Oct 5, 2011

U.S. cuts put pressure on NATO to boost cooperation


NATO nations meet in Brussels on Wednesday under mounting pressure to expand cooperation in defense projects given big cuts looming in the U.S. defense budget.

The two-day meeting of NATO defense ministers comes as the 28-member alliance is close to concluding an air-and-sea campaign in Libya that saw Muammar Gaddafi overthrown without a single NATO casualty.
However, NATO remains bogged down in a hugely expensive war inAfghanistan, where 10 years of Western fighting has failed to subdue a Taliban insurgency, and officials say the extra effort in Libya has exposed limitations that must be addressed.
In the lead-up to a NATO summit in Chicago in May, alliance Secretary-General Anders Fogh Rasmussen wants members to identify projects in which they can cooperate to make best use of resources at a time of severe economic austerity in which defense budgets have been particularly badly hit.
"Improving our capabilities is not only necessary -- it is vital," he told a briefing on Monday, adding that Libya and Afghanistan had shown shortcomings among non-U.S. allies in key areas such as unmanned surveillance drones, intelligence gathering and air-to-air refuelling.
"We must spend on priorities and spend together, by financing shared projects that make us all safer."
Rasmussen champions "Smart Defense," saying this does not mean spending more, "but spending more effectively." However, the bid to cut duplication and waste faces foot-dragging by governments anxious to project domestic defense industries.
PRESSURE GROWING
Pressure is growing now that the United States, which spends far more on defense than its NATO allies combined, faces the prospect of having to cut its spending by as much as $1 trillion over 10 years.
So far, U.S. President Barack Obama and Congress have approved $350 billion in cuts to national security spending.
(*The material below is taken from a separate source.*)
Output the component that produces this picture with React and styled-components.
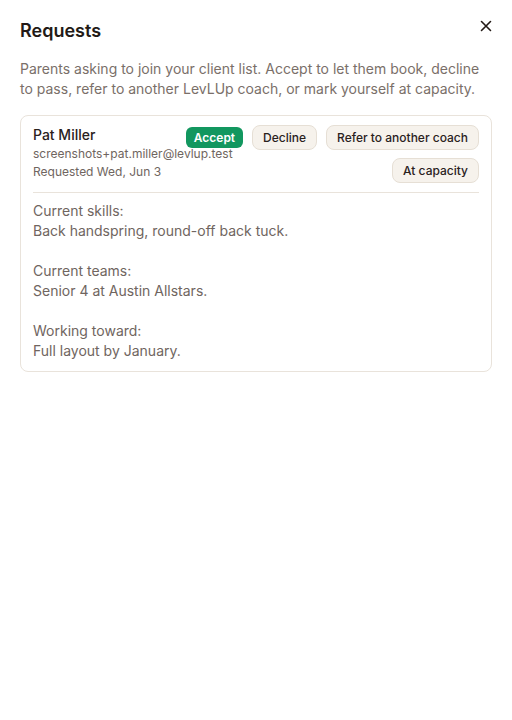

If a Congressional "super committee" fails to reach a deficit deal by the year-end, automatic across-the-board cuts could take another $600 billion from that budget.
This has raised questions about the future of expensive cooperative projects, such as a U.S.-led missile defense initiative, and some in the U.S. Congress have argued for further cuts in the 79,000 U.S. military personnel in Europe.
U.S. Defense Secretary Leon Panetta, on his first trip to Europe since taking over the position this year, will explain some of the consequences in a 0800 GMT speech on Wednesday before meeting his NATO counterparts.
"What you will hear from Panetta is the reality that the United States will have to start cutting its defense budget and will cut its defense budget," a senior NATO diplomat said.
"That means that the time in which Europe could rely on the United States to do everything; that era, if it ever existed, now is clearly coming to a close.
"That is why it's so important that we begin a serious discussion about how we can meet our core requirements and field the capabilities we need by working more together. The United States is not going to be filling the gaps forever."
In June, Panetta's predecessor Robert Gates fired a sharp parting shot at European allies saying future U.S. leaders might not consider U.S. investment in NATO worthwhile unless the decline in European defense capabilities was reversed.
"That is truer today that when Gates was here in June," the NATO diplomat said.
Among the joint NATO projects the United States is particularly keen to see progress this week is Allied Ground Surveillance, a system that will employ drones to provide a picture of ground conditions from high altitude.
The project, to which 13 countries have committed, would be based around the Global Hawk RQ-4B drone produced by U.S. firm Northrop Grumman. However it has been under discussion for a decade and NATO states have yet to agree how to jointly fund its operation, maintenance and support.